Quote the records in full and leave their pictures out.

○ ○ ○ ○

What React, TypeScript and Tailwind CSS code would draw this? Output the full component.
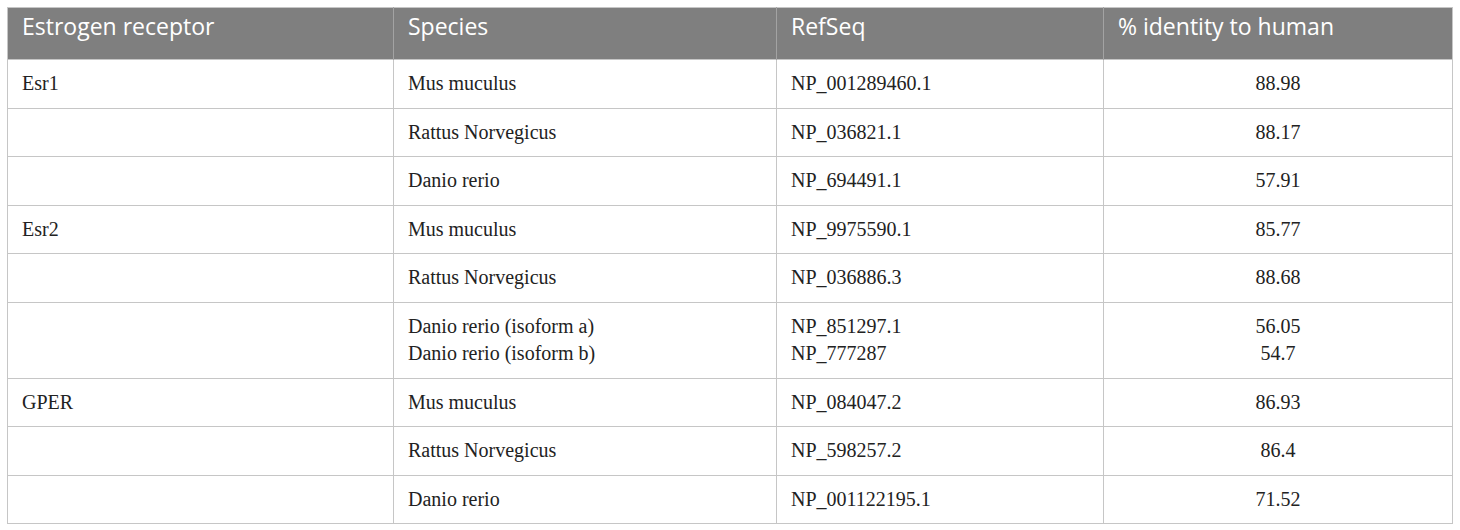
import React from "react";

type Row = { rec: string; species: string[]; ref: string[]; id: string[] };

const rows: Row[] = [
  { rec: "Esr1", species: ["Mus muculus"], ref: ["NP_001289460.1"], id: ["88.98"] },
  { rec: "", species: ["Rattus Norvegicus"], ref: ["NP_036821.1"], id: ["88.17"] },
  { rec: "", species: ["Danio rerio"], ref: ["NP_694491.1"], id: ["57.91"] },
  { rec: "Esr2", species: ["Mus muculus"], ref: ["NP_9975590.1"], id: ["85.77"] },
  { rec: "", species: ["Rattus Norvegicus"], ref: ["NP_036886.3"], id: ["88.68"] },
  {
    rec: "",
    species: ["Danio rerio (isoform a)", "Danio rerio (isoform b)"],
    ref: ["NP_851297.1", "NP_777287"],
    id: ["56.05", "54.7"],
  },
  { rec: "GPER", species: ["Mus muculus"], ref: ["NP_084047.2"], id: ["86.93"] },
  { rec: "", species: ["Rattus Norvegicus"], ref: ["NP_598257.2"], id: ["86.4"] },
  { rec: "", species: ["Danio rerio"], ref: ["NP_001122195.1"], id: ["71.52"] },
];

function Lines({ items }: { items: string[] }) {
  return (
    <>
      {items.map((t, i) => (
        <div key={i}>{t}</div>
      ))}
    </>
  );
}

export default function App() {
  const td =
    "border border-[#c6c6c6] pl-[14px] pr-2 py-[10px] leading-[27.5px] align-middle";
  const th =
    "border-x border-[#a3a3a3] first:border-l-[#c6c6c6] last:border-r-[#c6c6c6] pl-[14px] pt-[3px] pb-[18px] text-left font-normal leading-[30px]";
  return (
    <div className="w-[1460px] h-[530px] bg-white pt-[7px] pl-[7px]">
      <table
        className="table-fixed border-collapse w-[1445px] text-[#222222] text-[20px]"
        style={{ fontFamily: '"Liberation Serif", "Times New Roman", serif' }}
      >
        <colgroup>
          <col className="w-[386px]" />
          <col className="w-[383px]" />
          <col className="w-[327px]" />
          <col className="w-[349px]" />
        </colgroup>
        <thead>
          <tr
            className="bg-[#7f7f7f] text-white text-[23px] border-t border-[#c6c6c6]"
            style={{ fontFamily: '"Open Sans", "Noto Sans", sans-serif' }}
          >
            <th className={th}>Estrogen receptor</th>
            <th className={th}>Species</th>
            <th className={th}>RefSeq</th>
            <th className={th}>% identity to human</th>
          </tr>
        </thead>
        <tbody>
          {rows.map((r, i) => (
            <tr key={i}>
              <td className={td}>{r.rec}</td>
              <td className={td}>
                <Lines items={r.species} />
              </td>
              <td className={td}>
                <Lines items={r.ref} />
              </td>
              <td className={td + " text-center !pl-0 !pr-0"}>
                <Lines items={r.id} />
              </td>
            </tr>
          ))}
        </tbody>
      </table>
    </div>
  );
}
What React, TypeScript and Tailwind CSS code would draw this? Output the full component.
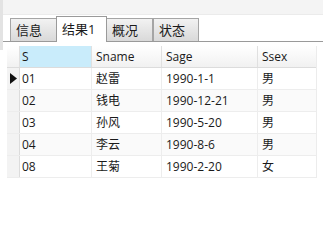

○ ○ ○ ○

## Reply
What React, TypeScript and Tailwind CSS code would draw this? Output the full component.
import React from "react";

type Row = { rec: string; species: string[]; ref: string[]; id: string[] };

const rows: Row[] = [
  { rec: "Esr1", species: ["Mus muculus"], ref: ["NP_001289460.1"], id: ["88.98"] },
  { rec: "", species: ["Rattus Norvegicus"], ref: ["NP_036821.1"], id: ["88.17"] },
  { rec: "", species: ["Danio rerio"], ref: ["NP_694491.1"], id: ["57.91"] },
  { rec: "Esr2", species: ["Mus muculus"], ref: ["NP_9975590.1"], id: ["85.77"] },
  { rec: "", species: ["Rattus Norvegicus"], ref: ["NP_036886.3"], id: ["88.68"] },
  {
    rec: "",
    species: ["Danio rerio (isoform a)", "Danio rerio (isoform b)"],
    ref: ["NP_851297.1", "NP_777287"],
    id: ["56.05", "54.7"],
  },
  { rec: "GPER", species: ["Mus muculus"], ref: ["NP_084047.2"], id: ["86.93"] },
  { rec: "", species: ["Rattus Norvegicus"], ref: ["NP_598257.2"], id: ["86.4"] },
  { rec: "", species: ["Danio rerio"], ref: ["NP_001122195.1"], id: ["71.52"] },
];

function Lines({ items }: { items: string[] }) {
  return (
    <>
      {items.map((t, i) => (
        <div key={i}>{t}</div>
      ))}
    </>
  );
}

export default function App() {
  const td =
    "border border-[#c6c6c6] pl-[14px] pr-2 py-[10px] leading-[27.5px] align-middle";
  const th =
    "border-x border-[#a3a3a3] first:border-l-[#c6c6c6] last:border-r-[#c6c6c6] pl-[14px] pt-[3px] pb-[18px] text-left font-normal leading-[30px]";
  return (
    <div className="w-[1460px] h-[530px] bg-white pt-[7px] pl-[7px]">
      <table
        className="table-fixed border-collapse w-[1445px] text-[#222222] text-[20px]"
        style={{ fontFamily: '"Liberation Serif", "Times New Roman", serif' }}
      >
        <colgroup>
          <col className="w-[386px]" />
          <col className="w-[383px]" />
          <col className="w-[327px]" />
          <col className="w-[349px]" />
        </colgroup>
        <thead>
          <tr
            className="bg-[#7f7f7f] text-white text-[23px] border-t border-[#c6c6c6]"
            style={{ fontFamily: '"Open Sans", "Noto Sans", sans-serif' }}
          >
            <th className={th}>Estrogen receptor</th>
            <th className={th}>Species</th>
            <th className={th}>RefSeq</th>
            <th className={th}>% identity to human</th>
          </tr>
        </thead>
        <tbody>
          {rows.map((r, i) => (
            <tr key={i}>
              <td className={td}>{r.rec}</td>
              <td className={td}>
                <Lines items={r.species} />
              </td>
              <td className={td}>
                <Lines items={r.ref} />
              </td>
              <td className={td + " text-center !pl-0 !pr-0"}>
                <Lines items={r.id} />
              </td>
            </tr>
          ))}
        </tbody>
      </table>
    </div>
  );
}
What React, TypeScript and Tailwind CSS code would draw this? Output the full component.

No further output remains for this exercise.